Before I do that our readers must consider the considered views of a
dramatist, actor, singer and critic that belong to the golden age of
English learning at the portals of the University of Peradeniya - Haig
Karunaratne.
"Sakuntala writes about what she knows and loves best with a
passionate intensity. Her poems reflect a close and perceptive
familiarity with their context. They convey the tastes of fruits like
karutha-columban, the sounds of birds, the colours and smells of trees,
instead of abstract statements about the beauty of nature and contrived
pictures of paradisical settings."
"Sakuntala's style is simple yet well crafted and flexible enough to
register more complex emotions cause d by encounters between power
figures and their victims and the separations of friends and family
members and by sudden death."
I wish to quote more from Haig Krunaratne's analysis the foreword of
the book because my mind is also attuned in the same direction. But I
resist doing so because of space restraints.
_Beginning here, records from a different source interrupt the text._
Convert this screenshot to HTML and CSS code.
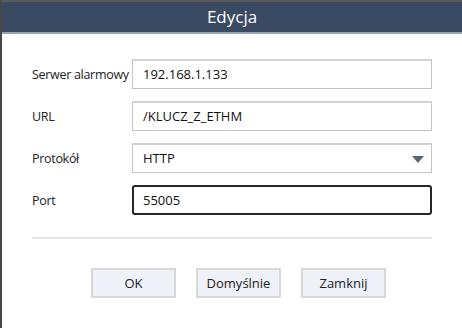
FILE: index.html
```html
<!DOCTYPE html>
<html lang="pl">
<head>
    <meta charset="UTF-8">
    <title>Edycja</title>
    <link rel="stylesheet" href="styles.css">
</head>
<body>
    <div class="dialog">
        <div class="title">Edycja</div>
        <div class="form">
            <div class="row">
                <label>Serwer alarmowy</label>
                <div class="field">192.168.1.133</div>
            </div>
            <div class="row">
                <label>URL</label>
                <div class="field">/KLUCZ_Z_ETHM</div>
            </div>
            <div class="row">
                <label>Protokół</label>
                <div class="field select">
                    HTTP
                    <span class="arrow"></span>
                </div>
            </div>
            <div class="row">
                <label>Port</label>
                <div class="field active">55005</div>
            </div>
            <div class="divider"></div>
            <div class="buttons">
                <button>OK</button>
                <button>Domyślnie</button>
                <button>Zamknij</button>
            </div>
        </div>
    </div>
</body>
</html>
```

FILE: styles.css
```css
body {
    margin: 0;
    width: 462px;
    height: 328px;
    overflow: hidden;
    background: #ffffff;
    font-family: "Open Sans", "Noto Sans", sans-serif;
}

.dialog {
    height: 328px;
    border-left: 2px solid #474747;
    border-top: 2px solid #5a5a5a;
    box-sizing: border-box;
}

.title {
    height: 30px;
    line-height: 30px;
    background: #3a4a63;
    border-bottom: 2px solid #9aa3b3;
    color: #ffffff;
    font-size: 17px;
    text-align: center;
}

.form {
    padding: 25px 0 0 30px;
}

.row {
    display: flex;
    align-items: center;
    height: 30px;
    margin-bottom: 12px;
}

.row label {
    flex: 0 0 100px;
    min-width: 0;
    font-size: 12.5px;
    letter-spacing: -0.3px;
    color: #222222;
    white-space: nowrap;
}

.field {
    position: relative;
    flex: 0 0 300px;
    height: 30px;
    box-sizing: border-box;
    border: 1px solid #c4c4c4;
    border-top: 2px solid #d2d2d2;
    padding-left: 10px;
    font-size: 13px;
    line-height: 27px;
    color: #111111;
}

.field.active {
    border: 2px solid #262626;
    border-radius: 3px;
    line-height: 26px;
    padding-left: 9px;
}

.arrow {
    position: absolute;
    right: 7px;
    top: 11px;
    width: 0;
    height: 0;
    border-left: 6px solid transparent;
    border-right: 6px solid transparent;
    border-top: 7px solid #5c6572;
}

.divider {
    width: 400px;
    height: 2px;
    background: #e2e2e2;
    margin-top: 22px;
}

.buttons {
    display: flex;
    gap: 20px;
    margin: 29px 0 0 59px;
}

.buttons button {
    width: 85px;
    height: 30px;
    background: #eef1f8;
    border: 2px solid #d8d8d8;
    font-family: inherit;
    font-size: 13px;
    color: #222222;
    padding: 0;
}
```
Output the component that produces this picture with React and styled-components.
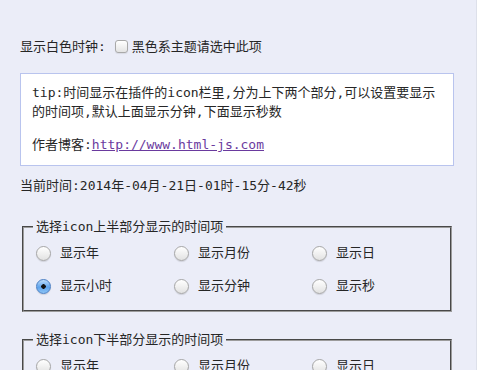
import React from 'react';
import styled, { createGlobalStyle } from 'styled-components';

const GlobalStyle = createGlobalStyle`
    html, body {
        margin: 0;
        padding: 0;
        background: #ebedf8;
    }
`

const Page = styled.div`
    box-sizing: border-box;
    min-height: 370px;
    padding: 37px 0 0 20px;
    font-family: "DejaVu Sans Mono", "Noto Sans CJK SC", monospace;
    font-size: 13px;
    line-height: 19px;
    color: #262626;
    border-right: 1px solid #dde0ea;
`

const OptionRow = styled.div`
    display: flex;
    align-items: center;
    height: 19px;
`

const Check = styled.input.attrs({ type: 'checkbox' })`
    appearance: none;
    box-sizing: border-box;
    width: 13px;
    height: 13px;
    margin: 0 4px 0 9px;
    border: 1px solid #a9a9a9;
    border-radius: 3px;
    background: linear-gradient(#ffffff, #e4e4e4);
    box-shadow: inset 0 1px 0 #fff, 0 1px 1px rgba(0, 0, 0, 0.08);
`

const InfoBox = styled.div`
    box-sizing: border-box;
    width: 434px;
    margin-top: 17px;
    padding: 9px 11px 11px 11px;
    background: #fff;
    border: 1px solid #b9c4ee;
`

const Para = styled.p`
    margin: ${props => props.last ? '14px 0 0' : '0'};
`

const Link = styled.a`
    color: #6a3a9e;
    text-decoration: underline;
`

const Now = styled.div`
    margin-top: 10px;
`

const Group = styled.fieldset`
    box-sizing: border-box;
    width: 430px;
    margin: ${props => props.first ? '22px' : '18px'} 0 0 2px;
    padding: 0 12px 8px 12px;
    border: 2px groove #9c9c9c;
    min-width: 0;
`

const Legend = styled.legend`
    padding: 0 3px;
    margin-left: -3px;
    line-height: 19px;
`

const Grid = styled.div`
    display: grid;
    grid-template-columns: repeat(3, 138px);
    grid-auto-rows: 33px;
`

const Choice = styled.label`
    display: flex;
    align-items: center;
`

const Radio = styled.input.attrs({ type: 'radio' })`
    appearance: none;
    box-sizing: border-box;
    width: 15px;
    height: 15px;
    margin: 2px 9px 0 0;
    border-radius: 50%;
    border: 1px solid #a6a6a6;
    background: linear-gradient(#ffffff, #e2e2e2);
    box-shadow: 0 1px 1px rgba(0, 0, 0, 0.12);

    &:checked {
        border-color: #4a7fc4;
        background: radial-gradient(circle at 50% 50%, #111 0 2px, transparent 2.5px),
            linear-gradient(#bcdcfa, #5ea3ec 55%, #8cc3f5);
    }
`

const items = ['显示年', '显示月份', '显示日', '显示小时', '显示分钟', '显示秒'];

const TimeGroup = ({ title, name, checked, first }) => (
    <Group first={first}>
        <Legend>{title}</Legend>
        <Grid>
            {items.map((item, i) => (
                <Choice key={item}>
                    <Radio name={name} defaultChecked={i === checked} />
                    {item}
                </Choice>
            ))}
        </Grid>
    </Group>
)

const App = () => {
    return (
        <>
            <GlobalStyle />
            <Page>
                <OptionRow>
                    显示白色时钟:<Check />黑色系主题请选中此项
                </OptionRow>
                <InfoBox>
                    <Para>
                        tip:时间显示在插件的icon栏里,分为上下两个部分,可以设置要显示<br />
                        的时间项,默认上面显示分钟,下面显示秒数
                    </Para>
                    <Para last>
                        作者博客:<Link href="#">http://www.html-js.com</Link>
                    </Para>
                </InfoBox>
                <Now>当前时间:2014年-04月-21日-01时-15分-42秒</Now>
                <TimeGroup first title="选择icon上半部分显示的时间项" name="up" checked={3} />
                <TimeGroup title="选择icon下半部分显示的时间项" name="down" checked={-1} />
            </Page>
        </>
    );
}

export default App;
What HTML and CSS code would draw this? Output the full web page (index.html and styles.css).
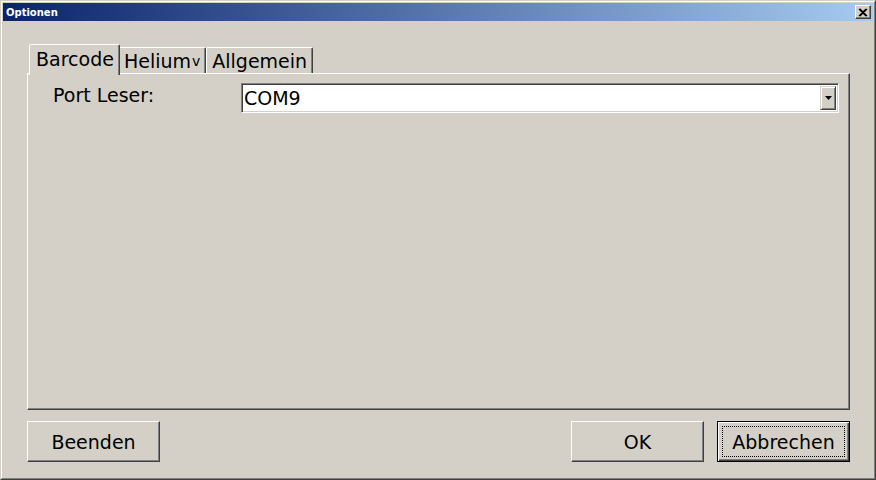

I like Sakuntala's subtle exposure of politics that play a part in
the lives of some section of the estate population in the country-
Frantz Fenon's famous title Wretched of the Earth and C V Velupillai's
titles Born to Labour and Human Cargo came to my mind inevitably.
Just look at only the first stanza of a poem that speaks for itself
by the compressed images giving a satirical interpretation of a typical
Lankan setting.
Thalaivar at a Labour Conference
The thalaivar looks 'round, wary,
Noting the dorais at the desk-
The peria dorais, the Union dorais,
And who is this, he seems to ask,
Seeing me, in my no war-zone,
Presiding, cautious, stiff,
Weighing his interests against our own.
As Haig Karunartne has pointed out "Social barriers like caste and
ethnicity are scorned by this first person technique being further
extended to conversation pieces'
Only racists would object the use of Tamil and Sinhala usages in a
truly Lankan English Literature. I am particularly happy that Sakuntala
S has introduced a few Tamil names and usages for the enlightenment of
readers that are not familiar with the lifestyle of a community long
ignored and should have been drawn into mainstream Lankan thought, word
and deed.
The poet has done a service in giving as footnotes some of the terms
used for better understanding of the language.
If 'Varieties of English' are accepted such works are good examples
of Lankan English Writing.
It is sad and deplorable that some who use the English language for
their vituperative so -called 'criticism' are harping on 'universal
standards' that do not exist as everything changes rapidly.